* WORK TO COMPLETE: Where a line of the listing below includes the word "styles", reproduce that line.

* DATA BLOCK:
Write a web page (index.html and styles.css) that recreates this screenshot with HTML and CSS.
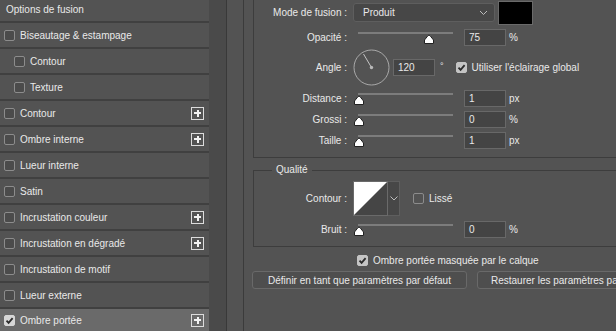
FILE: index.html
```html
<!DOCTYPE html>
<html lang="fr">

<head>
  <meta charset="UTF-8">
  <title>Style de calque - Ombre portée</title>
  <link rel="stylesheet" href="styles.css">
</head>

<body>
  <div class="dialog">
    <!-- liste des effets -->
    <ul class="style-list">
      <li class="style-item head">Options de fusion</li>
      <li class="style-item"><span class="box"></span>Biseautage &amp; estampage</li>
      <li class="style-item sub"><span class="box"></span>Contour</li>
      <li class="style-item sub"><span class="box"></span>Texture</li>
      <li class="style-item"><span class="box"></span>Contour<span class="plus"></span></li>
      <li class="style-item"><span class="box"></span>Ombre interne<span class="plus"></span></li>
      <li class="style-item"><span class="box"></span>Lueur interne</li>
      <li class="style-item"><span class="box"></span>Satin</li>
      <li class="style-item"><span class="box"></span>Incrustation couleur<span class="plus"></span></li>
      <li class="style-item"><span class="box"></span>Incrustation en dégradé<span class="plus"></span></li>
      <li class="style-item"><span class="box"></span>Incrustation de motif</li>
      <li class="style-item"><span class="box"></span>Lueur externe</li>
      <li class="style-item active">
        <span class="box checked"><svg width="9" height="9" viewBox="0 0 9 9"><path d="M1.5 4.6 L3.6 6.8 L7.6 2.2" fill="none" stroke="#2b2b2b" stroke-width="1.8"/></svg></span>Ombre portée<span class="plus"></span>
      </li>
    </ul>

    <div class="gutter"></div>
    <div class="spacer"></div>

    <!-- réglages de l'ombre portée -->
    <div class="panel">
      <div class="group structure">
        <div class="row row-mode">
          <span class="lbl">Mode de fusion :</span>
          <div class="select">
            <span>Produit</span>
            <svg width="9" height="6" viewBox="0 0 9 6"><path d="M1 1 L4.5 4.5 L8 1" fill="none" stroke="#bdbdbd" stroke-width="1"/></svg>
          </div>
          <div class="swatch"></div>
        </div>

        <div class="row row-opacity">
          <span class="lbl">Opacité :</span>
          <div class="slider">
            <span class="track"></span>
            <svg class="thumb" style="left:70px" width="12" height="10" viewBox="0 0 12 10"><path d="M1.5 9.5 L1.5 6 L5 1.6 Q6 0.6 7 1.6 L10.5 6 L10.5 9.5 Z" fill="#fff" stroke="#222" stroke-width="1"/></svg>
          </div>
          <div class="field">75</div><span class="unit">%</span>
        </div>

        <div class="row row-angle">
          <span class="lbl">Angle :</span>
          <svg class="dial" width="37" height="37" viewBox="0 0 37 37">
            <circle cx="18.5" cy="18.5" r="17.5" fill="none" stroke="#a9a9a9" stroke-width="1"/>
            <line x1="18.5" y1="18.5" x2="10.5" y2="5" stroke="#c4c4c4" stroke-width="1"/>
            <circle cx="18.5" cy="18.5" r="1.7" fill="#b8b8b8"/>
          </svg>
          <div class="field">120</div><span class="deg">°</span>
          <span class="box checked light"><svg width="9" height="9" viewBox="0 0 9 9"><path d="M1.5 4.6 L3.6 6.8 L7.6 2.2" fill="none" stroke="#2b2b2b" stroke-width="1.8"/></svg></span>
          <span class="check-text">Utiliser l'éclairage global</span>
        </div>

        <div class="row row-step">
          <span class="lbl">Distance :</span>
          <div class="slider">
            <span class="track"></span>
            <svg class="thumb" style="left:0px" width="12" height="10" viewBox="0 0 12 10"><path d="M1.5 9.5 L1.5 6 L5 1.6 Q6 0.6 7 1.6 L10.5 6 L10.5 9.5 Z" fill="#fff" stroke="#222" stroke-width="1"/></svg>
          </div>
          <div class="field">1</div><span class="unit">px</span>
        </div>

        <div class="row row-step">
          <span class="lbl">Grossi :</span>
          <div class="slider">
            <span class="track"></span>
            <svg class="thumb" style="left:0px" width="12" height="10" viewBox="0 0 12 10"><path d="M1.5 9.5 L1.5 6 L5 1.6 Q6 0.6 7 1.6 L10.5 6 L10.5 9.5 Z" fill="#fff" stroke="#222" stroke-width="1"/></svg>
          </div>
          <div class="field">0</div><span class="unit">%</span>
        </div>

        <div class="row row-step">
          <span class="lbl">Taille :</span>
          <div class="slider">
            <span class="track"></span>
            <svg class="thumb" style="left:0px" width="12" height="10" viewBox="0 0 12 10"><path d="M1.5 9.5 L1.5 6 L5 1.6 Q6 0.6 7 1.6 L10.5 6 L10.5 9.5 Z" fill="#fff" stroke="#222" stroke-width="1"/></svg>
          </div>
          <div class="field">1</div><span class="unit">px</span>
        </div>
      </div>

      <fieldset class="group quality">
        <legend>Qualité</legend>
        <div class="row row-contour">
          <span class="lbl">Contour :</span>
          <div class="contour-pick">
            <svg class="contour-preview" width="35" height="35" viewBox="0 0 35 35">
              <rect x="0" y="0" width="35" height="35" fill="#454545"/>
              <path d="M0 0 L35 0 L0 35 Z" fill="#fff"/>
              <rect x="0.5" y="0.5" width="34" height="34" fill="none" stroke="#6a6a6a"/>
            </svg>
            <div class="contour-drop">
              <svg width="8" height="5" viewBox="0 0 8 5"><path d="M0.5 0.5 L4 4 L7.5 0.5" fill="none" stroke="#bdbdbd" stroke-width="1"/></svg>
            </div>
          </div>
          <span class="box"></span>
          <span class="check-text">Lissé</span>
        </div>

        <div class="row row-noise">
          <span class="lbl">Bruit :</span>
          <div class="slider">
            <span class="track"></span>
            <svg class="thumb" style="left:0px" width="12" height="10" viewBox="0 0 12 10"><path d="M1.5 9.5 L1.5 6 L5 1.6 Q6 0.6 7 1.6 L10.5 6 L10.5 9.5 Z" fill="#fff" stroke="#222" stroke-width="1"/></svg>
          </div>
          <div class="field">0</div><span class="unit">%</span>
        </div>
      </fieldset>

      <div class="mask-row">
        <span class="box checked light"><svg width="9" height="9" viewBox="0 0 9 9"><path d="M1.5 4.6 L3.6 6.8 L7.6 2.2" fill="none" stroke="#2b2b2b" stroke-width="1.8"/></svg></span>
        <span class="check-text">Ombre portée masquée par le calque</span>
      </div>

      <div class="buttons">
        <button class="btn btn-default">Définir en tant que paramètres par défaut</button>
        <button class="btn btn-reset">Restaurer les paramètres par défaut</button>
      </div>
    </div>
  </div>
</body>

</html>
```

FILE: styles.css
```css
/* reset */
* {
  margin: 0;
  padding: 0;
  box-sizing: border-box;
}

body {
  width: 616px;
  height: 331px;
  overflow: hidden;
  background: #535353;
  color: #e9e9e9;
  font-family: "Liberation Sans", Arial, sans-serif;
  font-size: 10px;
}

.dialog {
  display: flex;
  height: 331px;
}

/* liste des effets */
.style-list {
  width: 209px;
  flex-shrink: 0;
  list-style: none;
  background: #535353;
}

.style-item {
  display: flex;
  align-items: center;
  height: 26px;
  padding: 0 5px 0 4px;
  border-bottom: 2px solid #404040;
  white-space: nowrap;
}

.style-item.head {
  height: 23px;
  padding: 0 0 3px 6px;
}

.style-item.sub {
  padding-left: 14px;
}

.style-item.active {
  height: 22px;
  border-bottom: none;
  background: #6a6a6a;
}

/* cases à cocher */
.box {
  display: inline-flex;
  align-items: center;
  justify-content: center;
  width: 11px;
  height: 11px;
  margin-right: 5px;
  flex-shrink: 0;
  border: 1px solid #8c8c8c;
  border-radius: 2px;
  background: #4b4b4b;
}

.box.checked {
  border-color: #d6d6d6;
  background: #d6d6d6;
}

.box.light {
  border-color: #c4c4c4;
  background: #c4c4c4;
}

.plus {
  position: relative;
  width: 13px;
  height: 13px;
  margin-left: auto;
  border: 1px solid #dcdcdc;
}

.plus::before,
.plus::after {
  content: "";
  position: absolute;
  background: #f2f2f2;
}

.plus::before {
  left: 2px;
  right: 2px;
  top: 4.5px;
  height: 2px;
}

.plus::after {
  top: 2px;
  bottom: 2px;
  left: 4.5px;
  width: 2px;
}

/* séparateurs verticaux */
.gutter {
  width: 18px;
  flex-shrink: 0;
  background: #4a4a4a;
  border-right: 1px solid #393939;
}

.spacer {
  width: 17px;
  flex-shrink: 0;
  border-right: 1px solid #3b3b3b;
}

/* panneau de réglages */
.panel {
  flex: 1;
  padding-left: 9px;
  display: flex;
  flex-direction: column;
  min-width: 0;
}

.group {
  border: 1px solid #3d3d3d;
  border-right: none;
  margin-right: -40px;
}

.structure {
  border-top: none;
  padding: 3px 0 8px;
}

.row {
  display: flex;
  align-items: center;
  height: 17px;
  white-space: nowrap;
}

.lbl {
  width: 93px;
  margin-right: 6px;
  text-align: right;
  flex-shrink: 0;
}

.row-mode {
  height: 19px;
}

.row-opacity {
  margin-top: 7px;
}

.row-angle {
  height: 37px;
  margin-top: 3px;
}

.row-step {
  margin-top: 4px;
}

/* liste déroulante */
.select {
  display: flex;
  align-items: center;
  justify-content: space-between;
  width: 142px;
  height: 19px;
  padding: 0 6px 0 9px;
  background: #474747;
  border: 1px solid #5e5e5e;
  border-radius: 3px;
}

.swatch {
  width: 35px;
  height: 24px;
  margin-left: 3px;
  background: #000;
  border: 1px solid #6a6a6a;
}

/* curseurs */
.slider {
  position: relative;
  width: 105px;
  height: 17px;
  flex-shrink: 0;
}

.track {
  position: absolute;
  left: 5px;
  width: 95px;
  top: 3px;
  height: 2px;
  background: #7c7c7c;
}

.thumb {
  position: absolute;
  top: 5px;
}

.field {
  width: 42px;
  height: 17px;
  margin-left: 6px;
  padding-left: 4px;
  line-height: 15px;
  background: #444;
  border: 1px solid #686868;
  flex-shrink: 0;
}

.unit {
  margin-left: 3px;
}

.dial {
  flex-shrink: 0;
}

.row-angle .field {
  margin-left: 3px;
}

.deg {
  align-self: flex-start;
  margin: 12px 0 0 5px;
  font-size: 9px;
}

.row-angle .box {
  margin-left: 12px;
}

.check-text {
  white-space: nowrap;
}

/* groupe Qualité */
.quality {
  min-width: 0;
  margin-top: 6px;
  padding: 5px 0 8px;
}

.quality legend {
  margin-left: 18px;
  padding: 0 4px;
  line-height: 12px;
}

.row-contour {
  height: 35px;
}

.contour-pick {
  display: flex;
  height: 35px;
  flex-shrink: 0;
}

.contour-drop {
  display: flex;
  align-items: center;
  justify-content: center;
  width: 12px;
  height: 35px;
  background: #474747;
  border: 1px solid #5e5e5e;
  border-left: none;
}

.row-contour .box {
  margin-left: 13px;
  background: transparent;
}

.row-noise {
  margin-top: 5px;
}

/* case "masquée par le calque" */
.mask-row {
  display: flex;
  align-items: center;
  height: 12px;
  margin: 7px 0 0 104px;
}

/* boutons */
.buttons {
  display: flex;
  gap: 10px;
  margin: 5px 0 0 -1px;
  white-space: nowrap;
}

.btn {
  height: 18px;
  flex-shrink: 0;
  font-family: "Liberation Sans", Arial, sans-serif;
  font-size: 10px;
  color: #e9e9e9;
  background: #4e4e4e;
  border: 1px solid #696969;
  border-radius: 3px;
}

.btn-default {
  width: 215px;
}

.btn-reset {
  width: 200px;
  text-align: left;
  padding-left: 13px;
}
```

* COMPLETE RESPONSE:
Write a web page (index.html and styles.css) that recreates this screenshot with HTML and CSS.
  <link rel="stylesheet" href="styles.css">
FILE: styles.css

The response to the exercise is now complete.